_Work instructions_
Pick out the lines below with "Tailwind" and list them.

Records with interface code
------------------------------------------------

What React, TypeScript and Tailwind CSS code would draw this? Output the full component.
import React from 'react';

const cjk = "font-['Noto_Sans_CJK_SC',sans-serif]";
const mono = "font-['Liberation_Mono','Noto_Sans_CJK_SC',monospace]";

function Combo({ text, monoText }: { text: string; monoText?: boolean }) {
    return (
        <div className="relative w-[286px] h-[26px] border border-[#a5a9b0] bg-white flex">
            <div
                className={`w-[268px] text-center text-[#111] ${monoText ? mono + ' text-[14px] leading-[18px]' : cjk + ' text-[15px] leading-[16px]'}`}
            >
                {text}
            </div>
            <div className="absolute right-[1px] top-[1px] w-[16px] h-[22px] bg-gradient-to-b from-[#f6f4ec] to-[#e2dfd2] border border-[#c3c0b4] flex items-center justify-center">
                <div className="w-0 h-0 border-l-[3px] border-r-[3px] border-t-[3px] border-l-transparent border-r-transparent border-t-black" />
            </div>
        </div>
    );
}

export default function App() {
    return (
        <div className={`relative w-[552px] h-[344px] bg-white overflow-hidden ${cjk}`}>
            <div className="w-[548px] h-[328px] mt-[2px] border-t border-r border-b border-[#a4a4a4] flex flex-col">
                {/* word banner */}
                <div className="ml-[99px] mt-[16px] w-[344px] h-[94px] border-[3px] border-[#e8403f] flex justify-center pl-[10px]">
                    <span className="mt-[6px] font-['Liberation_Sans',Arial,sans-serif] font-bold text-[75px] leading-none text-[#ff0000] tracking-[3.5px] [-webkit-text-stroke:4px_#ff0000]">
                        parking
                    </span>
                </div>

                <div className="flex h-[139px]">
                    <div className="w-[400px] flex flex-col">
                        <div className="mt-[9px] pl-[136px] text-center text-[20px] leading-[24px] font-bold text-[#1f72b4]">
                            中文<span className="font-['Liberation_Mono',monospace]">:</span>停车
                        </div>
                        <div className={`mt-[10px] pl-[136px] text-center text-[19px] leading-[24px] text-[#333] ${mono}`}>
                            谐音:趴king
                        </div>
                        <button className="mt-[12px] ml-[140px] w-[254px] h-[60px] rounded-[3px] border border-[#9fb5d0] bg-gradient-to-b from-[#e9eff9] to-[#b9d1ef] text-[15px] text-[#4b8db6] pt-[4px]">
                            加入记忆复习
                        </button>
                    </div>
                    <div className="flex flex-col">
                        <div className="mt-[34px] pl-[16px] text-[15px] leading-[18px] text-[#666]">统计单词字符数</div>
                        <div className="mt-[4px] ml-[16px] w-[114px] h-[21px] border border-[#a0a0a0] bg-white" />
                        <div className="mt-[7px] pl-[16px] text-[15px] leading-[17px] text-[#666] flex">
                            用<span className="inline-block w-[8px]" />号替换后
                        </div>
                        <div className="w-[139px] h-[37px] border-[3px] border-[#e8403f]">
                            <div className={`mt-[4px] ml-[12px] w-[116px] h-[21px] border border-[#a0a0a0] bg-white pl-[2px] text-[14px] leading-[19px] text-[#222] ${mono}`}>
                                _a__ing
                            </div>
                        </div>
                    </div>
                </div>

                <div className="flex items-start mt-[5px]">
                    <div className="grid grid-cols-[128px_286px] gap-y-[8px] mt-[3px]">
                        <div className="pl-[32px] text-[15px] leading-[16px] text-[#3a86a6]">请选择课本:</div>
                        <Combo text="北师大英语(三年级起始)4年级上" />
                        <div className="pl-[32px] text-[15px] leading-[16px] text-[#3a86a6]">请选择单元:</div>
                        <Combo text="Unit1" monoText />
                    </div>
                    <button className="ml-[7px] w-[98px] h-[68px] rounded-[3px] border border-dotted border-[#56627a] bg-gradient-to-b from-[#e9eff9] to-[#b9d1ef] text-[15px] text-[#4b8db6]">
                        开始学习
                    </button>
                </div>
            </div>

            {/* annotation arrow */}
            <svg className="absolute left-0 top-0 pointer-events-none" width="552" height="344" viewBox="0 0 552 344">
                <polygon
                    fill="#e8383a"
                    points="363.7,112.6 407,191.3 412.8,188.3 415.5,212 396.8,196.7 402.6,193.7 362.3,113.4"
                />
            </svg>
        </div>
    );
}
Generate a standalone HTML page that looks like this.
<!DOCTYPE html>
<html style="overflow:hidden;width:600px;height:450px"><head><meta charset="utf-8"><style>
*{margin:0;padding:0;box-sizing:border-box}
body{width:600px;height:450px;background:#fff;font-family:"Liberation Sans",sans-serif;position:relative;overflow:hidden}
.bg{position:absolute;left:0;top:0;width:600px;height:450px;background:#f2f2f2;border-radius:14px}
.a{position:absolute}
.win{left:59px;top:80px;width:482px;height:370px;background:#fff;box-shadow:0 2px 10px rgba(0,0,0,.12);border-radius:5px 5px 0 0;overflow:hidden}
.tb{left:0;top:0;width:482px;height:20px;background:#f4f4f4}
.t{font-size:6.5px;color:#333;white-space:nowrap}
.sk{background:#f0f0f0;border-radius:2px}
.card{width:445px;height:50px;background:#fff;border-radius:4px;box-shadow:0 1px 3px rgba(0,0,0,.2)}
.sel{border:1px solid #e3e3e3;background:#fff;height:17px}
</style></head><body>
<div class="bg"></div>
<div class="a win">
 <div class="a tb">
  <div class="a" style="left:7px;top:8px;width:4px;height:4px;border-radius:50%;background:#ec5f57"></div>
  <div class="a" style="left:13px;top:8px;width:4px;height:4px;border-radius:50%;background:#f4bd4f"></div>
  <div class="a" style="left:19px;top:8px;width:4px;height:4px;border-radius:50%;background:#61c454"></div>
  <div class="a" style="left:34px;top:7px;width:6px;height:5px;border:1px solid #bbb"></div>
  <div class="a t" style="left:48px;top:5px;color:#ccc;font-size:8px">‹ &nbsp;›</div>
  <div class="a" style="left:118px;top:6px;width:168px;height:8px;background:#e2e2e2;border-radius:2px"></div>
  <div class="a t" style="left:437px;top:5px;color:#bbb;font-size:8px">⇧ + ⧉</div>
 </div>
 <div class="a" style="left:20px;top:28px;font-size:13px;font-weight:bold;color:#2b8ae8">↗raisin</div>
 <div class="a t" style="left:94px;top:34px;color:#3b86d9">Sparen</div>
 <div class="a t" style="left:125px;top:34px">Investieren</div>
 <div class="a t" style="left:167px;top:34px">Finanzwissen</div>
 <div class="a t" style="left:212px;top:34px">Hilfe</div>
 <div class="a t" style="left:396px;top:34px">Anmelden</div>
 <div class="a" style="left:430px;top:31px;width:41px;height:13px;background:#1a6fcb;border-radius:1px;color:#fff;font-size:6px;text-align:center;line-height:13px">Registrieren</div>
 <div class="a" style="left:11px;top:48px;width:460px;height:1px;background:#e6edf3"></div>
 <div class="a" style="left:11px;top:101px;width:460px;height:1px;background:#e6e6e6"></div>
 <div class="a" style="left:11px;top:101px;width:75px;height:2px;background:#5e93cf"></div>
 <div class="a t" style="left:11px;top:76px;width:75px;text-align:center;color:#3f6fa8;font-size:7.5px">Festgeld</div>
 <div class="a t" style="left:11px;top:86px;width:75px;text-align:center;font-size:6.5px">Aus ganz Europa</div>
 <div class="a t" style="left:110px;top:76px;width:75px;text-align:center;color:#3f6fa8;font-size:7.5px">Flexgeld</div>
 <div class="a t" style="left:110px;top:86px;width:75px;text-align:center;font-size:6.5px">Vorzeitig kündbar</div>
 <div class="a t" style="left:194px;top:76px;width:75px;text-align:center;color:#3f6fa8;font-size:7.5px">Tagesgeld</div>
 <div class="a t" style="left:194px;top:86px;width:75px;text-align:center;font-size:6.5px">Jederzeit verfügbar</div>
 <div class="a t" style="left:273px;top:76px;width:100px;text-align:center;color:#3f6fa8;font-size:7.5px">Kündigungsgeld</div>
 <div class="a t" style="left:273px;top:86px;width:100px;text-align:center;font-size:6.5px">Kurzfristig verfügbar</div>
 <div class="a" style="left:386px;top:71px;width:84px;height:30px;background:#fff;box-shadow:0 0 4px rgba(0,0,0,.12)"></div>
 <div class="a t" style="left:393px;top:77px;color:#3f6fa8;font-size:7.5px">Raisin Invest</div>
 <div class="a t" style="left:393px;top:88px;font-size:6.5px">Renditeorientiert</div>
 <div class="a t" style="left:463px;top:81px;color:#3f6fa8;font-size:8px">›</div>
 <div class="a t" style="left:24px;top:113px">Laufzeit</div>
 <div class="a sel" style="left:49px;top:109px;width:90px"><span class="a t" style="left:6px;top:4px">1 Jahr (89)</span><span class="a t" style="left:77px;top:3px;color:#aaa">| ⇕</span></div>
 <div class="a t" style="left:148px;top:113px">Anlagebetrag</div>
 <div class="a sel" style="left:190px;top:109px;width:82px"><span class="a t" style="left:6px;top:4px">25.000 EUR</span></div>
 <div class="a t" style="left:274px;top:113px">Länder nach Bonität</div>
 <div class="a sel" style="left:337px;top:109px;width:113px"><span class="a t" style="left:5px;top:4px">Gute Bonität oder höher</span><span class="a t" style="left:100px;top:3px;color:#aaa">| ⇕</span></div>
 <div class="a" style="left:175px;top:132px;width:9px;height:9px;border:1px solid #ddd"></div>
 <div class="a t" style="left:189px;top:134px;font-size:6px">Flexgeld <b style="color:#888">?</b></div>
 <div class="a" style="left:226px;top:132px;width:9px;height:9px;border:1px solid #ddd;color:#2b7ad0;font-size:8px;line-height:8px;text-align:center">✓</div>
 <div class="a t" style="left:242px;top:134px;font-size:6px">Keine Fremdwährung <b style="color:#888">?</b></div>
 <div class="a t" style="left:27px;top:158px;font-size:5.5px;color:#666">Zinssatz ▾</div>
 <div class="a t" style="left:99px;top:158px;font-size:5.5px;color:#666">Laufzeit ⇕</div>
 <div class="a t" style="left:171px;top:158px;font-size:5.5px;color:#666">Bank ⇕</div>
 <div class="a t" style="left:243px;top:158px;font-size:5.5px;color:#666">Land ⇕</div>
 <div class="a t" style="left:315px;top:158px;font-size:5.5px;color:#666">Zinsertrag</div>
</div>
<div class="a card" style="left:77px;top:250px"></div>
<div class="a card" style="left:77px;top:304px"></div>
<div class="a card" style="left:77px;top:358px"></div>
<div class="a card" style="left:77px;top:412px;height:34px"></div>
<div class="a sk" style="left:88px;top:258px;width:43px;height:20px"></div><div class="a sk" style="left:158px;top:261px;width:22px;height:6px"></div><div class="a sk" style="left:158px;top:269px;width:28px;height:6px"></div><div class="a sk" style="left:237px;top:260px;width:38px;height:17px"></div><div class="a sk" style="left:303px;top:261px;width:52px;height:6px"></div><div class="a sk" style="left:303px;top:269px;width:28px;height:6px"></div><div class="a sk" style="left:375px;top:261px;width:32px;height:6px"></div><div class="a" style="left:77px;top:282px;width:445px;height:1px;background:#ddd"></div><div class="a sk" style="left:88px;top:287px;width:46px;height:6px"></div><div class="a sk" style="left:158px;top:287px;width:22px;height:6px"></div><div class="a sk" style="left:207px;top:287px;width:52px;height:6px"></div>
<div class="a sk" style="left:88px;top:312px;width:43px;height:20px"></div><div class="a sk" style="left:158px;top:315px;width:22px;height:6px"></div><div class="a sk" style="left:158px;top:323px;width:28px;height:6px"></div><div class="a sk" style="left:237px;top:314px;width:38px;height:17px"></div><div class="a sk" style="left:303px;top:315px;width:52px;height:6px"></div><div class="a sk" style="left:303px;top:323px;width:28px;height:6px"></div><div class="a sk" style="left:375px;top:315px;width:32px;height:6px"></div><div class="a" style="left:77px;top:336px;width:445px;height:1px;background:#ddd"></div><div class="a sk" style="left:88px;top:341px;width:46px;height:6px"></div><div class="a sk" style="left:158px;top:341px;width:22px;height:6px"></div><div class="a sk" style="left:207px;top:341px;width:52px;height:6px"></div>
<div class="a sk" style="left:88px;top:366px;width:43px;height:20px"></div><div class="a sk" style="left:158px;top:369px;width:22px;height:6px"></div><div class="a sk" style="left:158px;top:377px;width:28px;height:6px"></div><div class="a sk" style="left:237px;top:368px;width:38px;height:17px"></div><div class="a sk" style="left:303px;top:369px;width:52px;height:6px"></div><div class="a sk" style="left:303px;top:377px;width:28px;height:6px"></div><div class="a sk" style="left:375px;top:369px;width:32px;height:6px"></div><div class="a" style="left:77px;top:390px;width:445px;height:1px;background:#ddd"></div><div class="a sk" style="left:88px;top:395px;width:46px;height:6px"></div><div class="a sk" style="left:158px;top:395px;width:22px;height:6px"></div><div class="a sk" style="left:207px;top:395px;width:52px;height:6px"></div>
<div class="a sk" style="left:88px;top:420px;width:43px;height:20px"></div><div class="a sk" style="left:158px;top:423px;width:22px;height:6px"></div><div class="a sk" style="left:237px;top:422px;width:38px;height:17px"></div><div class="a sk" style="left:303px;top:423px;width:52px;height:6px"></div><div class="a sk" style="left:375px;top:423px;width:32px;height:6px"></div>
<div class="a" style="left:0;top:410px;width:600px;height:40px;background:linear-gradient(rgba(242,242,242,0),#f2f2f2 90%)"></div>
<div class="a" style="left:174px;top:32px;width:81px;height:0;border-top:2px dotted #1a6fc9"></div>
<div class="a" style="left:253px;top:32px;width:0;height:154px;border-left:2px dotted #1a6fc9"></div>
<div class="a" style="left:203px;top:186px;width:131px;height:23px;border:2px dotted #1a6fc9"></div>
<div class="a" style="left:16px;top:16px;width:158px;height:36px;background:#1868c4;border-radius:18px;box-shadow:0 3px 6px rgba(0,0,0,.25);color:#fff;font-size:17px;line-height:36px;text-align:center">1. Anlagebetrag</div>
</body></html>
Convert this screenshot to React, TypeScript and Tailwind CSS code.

------------------------------------------------

_Result below_
What React, TypeScript and Tailwind CSS code would draw this? Output the full component.
Convert this screenshot to React, TypeScript and Tailwind CSS code.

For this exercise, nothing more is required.